> GIVEN INFORMATION:
——
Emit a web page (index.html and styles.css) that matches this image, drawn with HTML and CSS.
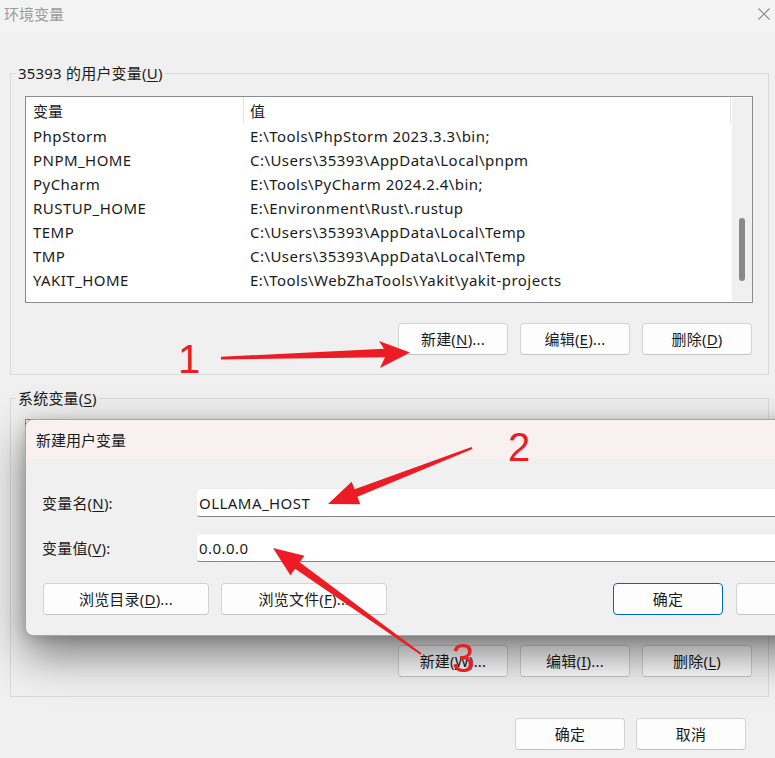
FILE: index.html
```html
<!DOCTYPE html>
<html lang="zh-CN">
<head>
<meta charset="utf-8">
<title>环境变量</title>
<link rel="stylesheet" href="styles.css">
</head>
<body>
<div class="window">
  <div class="titlebar">
    <span class="title">环境变量</span>
    <svg class="close" viewBox="0 0 12 12"><path d="M0.5 0.5 L11.5 11.5 M11.5 0.5 L0.5 11.5" stroke="#8a8a8a" stroke-width="1.1" fill="none"/></svg>
  </div>
  <div class="main">
    <fieldset class="group">
      <legend>35393 的用户变量(<u>U</u>)</legend>
      <div class="group-body group-body-user">
        <div class="list">
          <div class="list-body">
            <div class="list-row list-head"><div class="cell name">变量</div><div class="cell">值</div></div>
            <div class="list-row"><div class="cell name">PhpStorm</div><div class="cell">E:\Tools\PhpStorm 2023.3.3\bin;</div></div>
            <div class="list-row"><div class="cell name">PNPM_HOME</div><div class="cell">C:\Users\35393\AppData\Local\pnpm</div></div>
            <div class="list-row"><div class="cell name">PyCharm</div><div class="cell">E:\Tools\PyCharm 2024.2.4\bin;</div></div>
            <div class="list-row"><div class="cell name">RUSTUP_HOME</div><div class="cell">E:\Environment\Rust\.rustup</div></div>
            <div class="list-row"><div class="cell name">TEMP</div><div class="cell">C:\Users\35393\AppData\Local\Temp</div></div>
            <div class="list-row"><div class="cell name">TMP</div><div class="cell">C:\Users\35393\AppData\Local\Temp</div></div>
            <div class="list-row"><div class="cell name">YAKIT_HOME</div><div class="cell">E:\Tools\WebZhaTools\Yakit\yakit-projects</div></div>
          </div>
          <div class="scrollbar"><div class="thumb"></div></div>
        </div>
        <div class="btn-row">
          <button class="btn">新建(<u>N</u>)...</button>
          <button class="btn">编辑(<u>E</u>)...</button>
          <button class="btn">删除(<u>D</u>)</button>
        </div>
      </div>
    </fieldset>

    <fieldset class="group group-sys">
      <legend>系统变量(<u>S</u>)</legend>
      <div class="group-body group-body-sys">
        <div class="list">
          <div class="list-body">
            <div class="list-row list-head"><div class="cell name">变量</div><div class="cell">值</div></div>
          </div>
          <div class="scrollbar"><div class="thumb"></div></div>
        </div>
        <div class="btn-row btn-row-sys">
          <button class="btn">新建(<u>W</u>)...</button>
          <button class="btn">编辑(<u>I</u>)...</button>
          <button class="btn">删除(<u>L</u>)</button>
        </div>
      </div>
    </fieldset>

    <div class="footer">
      <button class="btn">确定</button>
      <button class="btn">取消</button>
    </div>
  </div>
</div>

<div class="dialog">
  <div class="dialog-title">新建用户变量</div>
  <div class="dialog-form">
    <div class="label">变量名(<u>N</u>):</div>
    <div class="field">OLLAMA_HOST</div>
    <div class="label">变量值(<u>V</u>):</div>
    <div class="field">0.0.0.0</div>
  </div>
  <div class="dialog-buttons">
    <button class="btn btn-wide">浏览目录(<u>D</u>)...</button>
    <button class="btn btn-wide">浏览文件(<u>F</u>)...</button>
    <button class="btn btn-primary">确定</button>
    <button class="btn btn-last">取消</button>
  </div>
</div>

<svg class="annotations" viewBox="0 0 775 758" width="775" height="758">
  <g fill="#ed1c24">
    <polygon points="221,356.8 384,348.8 379,341 410,352.5 380,368 385,357.2 221,359.6"/>
    <polygon points="471.6,447.1 354.6,489.3 351.7,481.8 328,504 360.3,504.2 357.4,496.7 472.4,448.9"/>
    <polygon points="421.6,653.2 299.7,562.2 304.4,555.7 273,548 290.4,575.3 295.1,568.8 420.4,654.8"/>
    <text x="178" y="373" class="num">1</text>
    <text x="508" y="461" class="num">2</text>
    <text x="452" y="672" class="num">3</text>
  </g>
</svg>
</body>
</html>
```
FILE: styles.css
```css
* { box-sizing: border-box; }
html, body { margin: 0; padding: 0; }
body {
  width: 775px;
  height: 758px;
  overflow: hidden;
  position: relative;
  background: #f0f0f0;
  font-family: "Noto Sans", "Noto Sans CJK SC", sans-serif;
  font-size: 15px;
  line-height: 20px;
  letter-spacing: 0.45px;
  color: #1a1a1a;
}
u { text-underline-offset: 2px; text-decoration-thickness: 1px; }

.titlebar {
  height: 32px;
  background: #f3f3f3;
  display: flex;
  align-items: center;
  justify-content: space-between;
  padding: 0 5px 4px 4px;
}
.title { color: #9b9b9b; letter-spacing: 0; }
.close { width: 12px; height: 12px; display: block; }

.main { padding: 31px 6px 0 10px; }

.group {
  margin: 0;
  padding: 0;
  border: 1px solid #dadada;
  min-width: 0;
}
.group legend { padding: 0 2px; margin-left: 5px; line-height: 20px; letter-spacing: 0.2px; }
.group-sys { margin-top: 13px; }

.group-body-user { padding: 13px 15px 19px 14px; }
.group-body-sys { padding: 11px 15px 19px 14px; }

.list {
  height: 207px;
  background: #fff;
  border: 1px solid #878b92;
  display: flex;
}
.list-body { flex: 1; min-width: 0; }
.list-row {
  display: grid;
  grid-template-columns: 218px 1fr;
  height: 24px;
  align-items: center;
}
.list-head { height: 27px; grid-template-columns: 218px 487px; align-items: stretch; }
.list-head .cell { border-right: 1px solid #e5e5e5; display: flex; align-items: center; letter-spacing: 0; }
.cell { padding-left: 6px; white-space: nowrap; overflow: hidden; }
.cell.name { padding-left: 7px; }

.scrollbar {
  width: 20px;
  background: #f0f0f0;
  margin: 1px 0;
  padding: 120px 7px 0;
}
.thumb { height: 63px; background: #8a8a8a; border-radius: 3px; }

.btn-row {
  display: flex;
  justify-content: flex-end;
  gap: 12px;
  margin-top: 20px;
  padding-right: 1px;
}
.btn-row-sys { margin-top: 19px; }

.btn {
  width: 110px;
  height: 32px;
  padding: 0;
  margin: 0;
  background: #fdfdfd;
  border: 1px solid #d3d3d3;
  border-bottom-color: #c4c4c4;
  border-radius: 4px;
  font: inherit;
  letter-spacing: 0.2px;
  color: #1a1a1a;
  display: flex;
  align-items: center;
  justify-content: center;
}

.footer {
  display: flex;
  justify-content: flex-end;
  gap: 11px;
  padding: 21px 23px 0 0;
}

.dialog {
  position: absolute;
  left: 25px;
  top: 419px;
  width: 839px;
  background: #f0f0f0;
  border: 1px solid #a6a6a6;
  border-radius: 8px;
  overflow: hidden;
  box-shadow: 0 18px 44px rgba(0, 0, 0, 0.5), 0 2px 12px rgba(0, 0, 0, 0.15);
  z-index: 5;
}
.dialog-title {
  height: 39px;
  background: #f9f0f0;
  padding-left: 10px;
  display: flex;
  align-items: center;
  letter-spacing: 0;
}
.dialog-form {
  display: grid;
  grid-template-columns: 154px 1fr;
  row-gap: 16px;
  align-items: center;
  padding: 29px 17px 0 16px;
}
.label { letter-spacing: 0.2px; }
.field {
  height: 29px;
  background: #fff;
  border: 1px solid #ececec;
  border-bottom-color: #868686;
  border-radius: 4px;
  padding-left: 2px;
  display: flex;
  align-items: center;
}
.dialog-buttons {
  display: flex;
  gap: 12px;
  padding: 21px 17px 20px 17px;
}
.btn-wide { width: 166px; }
.btn-primary { margin-left: auto; border-color: #0067c0; }
.btn-last { margin-left: 1px; }

.annotations {
  position: absolute;
  left: 0;
  top: 0;
  z-index: 10;
  pointer-events: none;
  letter-spacing: 0;
}
.num { font-family: "Liberation Sans", sans-serif; font-size: 40px; }
```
——
> AIM: Scan the material above. Return every line containing the string "index".

> EXPECTED ANSWER:
Emit a web page (index.html and styles.css) that matches this image, drawn with HTML and CSS.
FILE: index.html
  z-index: 5;
  z-index: 10;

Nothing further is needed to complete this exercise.